John Mueller states that in some cases the Core Web Vitals ranking signal might be calculated using the noindexed web pages.
Lab Data and Field Data
Lab data in regard to the web vitals scores are an estimate of the score. The lab data score is obtained in a simulated environment. Lab Data’s goal is to let the publisher get an idea of what could be problematic. Field Data, therefore, is a score that is calculated on the basis of actual website visitors under real-world conditions. Google will be using the field data to ascertain the associated ranking signal score.
Noindex and Core Web Vitals
Noindex is sort of a signal that publishers use to let Google know that not to include a webpage in Google’s search results.
You can prevent a page from appearing in Google Search by including a noindex meta tag in the page’s HTML code, or by returning a noindex header in the HTTP request.
When Googlebot next crawls that page and sees the tag or header, Googlebot will drop that page entirely from Google Search results, regardless of whether other sites link to it.
The question asked of Google’s John Mueller was whether the noindexed pages will be considered to calculate the web vitals score. The question asked was indeed an important one as the publisher was blocking the webpages because they were slow and did not want those pages to be used as a part of the calculation of core web vitals score.
With regards to core web vitals, field data is going to be the one to pay attention to, correct (in terms of ranking signals)?
John Mueller Replied:
Yes, yes, it’s the field data.
Google May Accumulate Pages For Core Web Vitals
Mueller in further questions reveals how Google in few cases ascertains the core web vitals score as an average of multiple pages.
When this becomes a ranking signal… is it going to be page level or domain level?
…What happens with the field data is we don’t have data points for every page.
So we, for the most part, we need to have kind of groupings of individual pages.
And depending on the amount of data that we have, that can be a grouping of the whole website (kind of the domain).
…I think in the Chrome User Experience Report they use the origin which would be the subdomain and the protocol there.
So that would be kind of the overarching kind of grouping.
And if we have more data for individual parts of a website then we’ll try to use that.
And I believe that’s something you also see in search console where we’ll show like one URL and say… there’s so many other pages that are associated with that. And that’s kind of the grouping that we would use there.
Mueller clear it out that the core web vitals score may not always be calculated on a page by page basis.
Slow Pages Impact on Overall CWV Score
A publisher then asked that they have a group of pages that are slow and are no-indexed, does it affect the core web vitals score.
We gave this set of pages that they are slow. And these we have a noindex on them… they are very slow. And that’s why we don’t want it to be accounted for.
I don’t know for sure how we would do things with a noindex there. But it’s not something you can easily determine ahead of time.
Like, will we see this as one website or will we see it as different groupings there.

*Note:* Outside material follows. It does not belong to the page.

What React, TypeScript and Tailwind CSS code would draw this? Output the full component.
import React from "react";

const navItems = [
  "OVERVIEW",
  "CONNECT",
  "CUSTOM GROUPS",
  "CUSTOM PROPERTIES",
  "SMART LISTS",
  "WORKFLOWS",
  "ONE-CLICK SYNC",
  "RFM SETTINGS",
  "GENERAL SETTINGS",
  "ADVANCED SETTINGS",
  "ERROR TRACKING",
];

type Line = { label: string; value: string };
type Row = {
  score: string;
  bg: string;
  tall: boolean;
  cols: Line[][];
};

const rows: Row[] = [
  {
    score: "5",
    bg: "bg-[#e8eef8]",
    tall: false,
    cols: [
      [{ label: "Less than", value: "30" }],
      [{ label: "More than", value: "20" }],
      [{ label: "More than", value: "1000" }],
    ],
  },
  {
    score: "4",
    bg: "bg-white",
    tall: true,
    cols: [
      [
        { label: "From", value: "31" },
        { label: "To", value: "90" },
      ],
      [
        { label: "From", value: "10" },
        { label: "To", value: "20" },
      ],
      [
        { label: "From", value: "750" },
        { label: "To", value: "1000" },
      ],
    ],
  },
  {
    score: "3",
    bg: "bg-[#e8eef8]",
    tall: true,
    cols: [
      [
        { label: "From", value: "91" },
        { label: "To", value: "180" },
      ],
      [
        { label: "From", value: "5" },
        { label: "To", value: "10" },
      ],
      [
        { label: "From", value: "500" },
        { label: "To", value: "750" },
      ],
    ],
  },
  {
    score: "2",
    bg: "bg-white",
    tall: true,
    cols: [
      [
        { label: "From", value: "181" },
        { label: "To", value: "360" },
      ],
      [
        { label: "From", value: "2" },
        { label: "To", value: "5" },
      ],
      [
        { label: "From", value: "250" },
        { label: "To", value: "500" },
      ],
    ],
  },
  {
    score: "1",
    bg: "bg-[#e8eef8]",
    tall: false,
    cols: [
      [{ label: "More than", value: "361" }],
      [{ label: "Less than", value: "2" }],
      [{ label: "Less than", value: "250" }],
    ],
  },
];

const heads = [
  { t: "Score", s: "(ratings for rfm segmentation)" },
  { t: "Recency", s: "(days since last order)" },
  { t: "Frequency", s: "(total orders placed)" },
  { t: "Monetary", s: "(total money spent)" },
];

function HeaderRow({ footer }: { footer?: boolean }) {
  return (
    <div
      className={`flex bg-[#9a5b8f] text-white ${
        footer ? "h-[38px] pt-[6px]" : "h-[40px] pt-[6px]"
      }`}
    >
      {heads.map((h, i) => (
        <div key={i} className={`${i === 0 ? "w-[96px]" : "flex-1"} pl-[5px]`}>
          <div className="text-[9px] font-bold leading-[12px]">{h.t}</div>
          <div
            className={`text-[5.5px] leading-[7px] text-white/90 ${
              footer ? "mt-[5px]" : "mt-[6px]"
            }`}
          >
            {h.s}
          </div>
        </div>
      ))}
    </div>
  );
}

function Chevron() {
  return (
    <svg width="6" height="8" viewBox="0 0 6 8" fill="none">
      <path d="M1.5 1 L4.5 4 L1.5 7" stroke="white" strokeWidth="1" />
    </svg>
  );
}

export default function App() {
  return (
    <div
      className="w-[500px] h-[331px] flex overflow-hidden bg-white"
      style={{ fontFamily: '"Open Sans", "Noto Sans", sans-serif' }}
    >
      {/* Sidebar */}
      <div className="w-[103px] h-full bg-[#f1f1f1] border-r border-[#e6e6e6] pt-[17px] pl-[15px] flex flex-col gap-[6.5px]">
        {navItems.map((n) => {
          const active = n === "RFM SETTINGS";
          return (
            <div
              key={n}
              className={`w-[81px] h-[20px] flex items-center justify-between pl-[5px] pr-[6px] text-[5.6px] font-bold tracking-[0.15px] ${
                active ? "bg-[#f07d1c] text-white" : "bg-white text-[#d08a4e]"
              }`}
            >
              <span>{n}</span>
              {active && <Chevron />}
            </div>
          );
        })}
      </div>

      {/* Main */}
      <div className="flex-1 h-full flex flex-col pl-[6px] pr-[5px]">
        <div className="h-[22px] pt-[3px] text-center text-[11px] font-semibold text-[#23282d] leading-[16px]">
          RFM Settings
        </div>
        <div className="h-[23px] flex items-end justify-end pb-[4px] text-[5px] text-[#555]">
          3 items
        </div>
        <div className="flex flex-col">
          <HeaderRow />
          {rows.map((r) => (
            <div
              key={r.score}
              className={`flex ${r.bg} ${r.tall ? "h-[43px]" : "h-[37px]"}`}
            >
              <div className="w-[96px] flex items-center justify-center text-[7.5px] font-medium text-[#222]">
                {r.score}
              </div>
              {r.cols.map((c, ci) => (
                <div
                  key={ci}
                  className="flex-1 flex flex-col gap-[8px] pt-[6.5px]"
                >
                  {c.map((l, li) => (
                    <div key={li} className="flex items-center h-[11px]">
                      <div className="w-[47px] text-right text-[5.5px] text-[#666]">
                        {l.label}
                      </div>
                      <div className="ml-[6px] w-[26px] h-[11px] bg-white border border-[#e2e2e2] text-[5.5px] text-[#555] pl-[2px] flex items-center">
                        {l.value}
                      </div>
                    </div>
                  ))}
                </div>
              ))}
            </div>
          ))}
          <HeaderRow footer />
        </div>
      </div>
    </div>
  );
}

Sometimes with the Chrome User Experience Report data you can see like, Does Google have data points for those noindex pages? Does Google have data points for the other pages there?
And then you can kind of figure out like okay, it can recognize that there is separate kinds of pages and can treat them individually.
And if that’s the case, then I don’t see a problem with that.
If it’s a smaller website where we just don’t have a lot of signals for the website then those noindex pages could be playing a role there as well.
So I’m not 100% sure but my understanding is that in the Chrome User Experience Report data we do include all kinds of pages that users access.
So there’s no specific kind of, will this page be indexed like this or not check that happens there because the indexability is sometimes quite complex with regards to canonicals and all of that.
So it’s not trivial to determine… on the Chrome side if this page will be indexed or not.
It might be the case that if a page has a clear noindex then even in Chrome we would be able to recognize that. But I’m not 100% sure if we actually do that.
I would also check the Chrome User Experience Report data. I think you can download data into BigQuery and you can play with that a little bit and figure out how is that happening for other sites, for similar sites that kind of fall in the same category as the site that you’re working on.
Webpages That Users Access
As Muller continues to explain that he was not 100% sure if Google uses noindexed pages, he did ensure that the Chrome User Experience Report contains all kinds of pages (which in this context may include noindexed pages).
…we do include all kinds of pages that users access.
The reason behind making use of the noindexed pages could be that users can access a webpage then it is going to be measured. Users will still experience the noindexed pages, whether or not those pages are blocked to Google. Though Mueller is not 100% sure but in the meantime until there is not any clarification, it may be wise to consider that noindexed pages will be included in the core web vitals ranking score.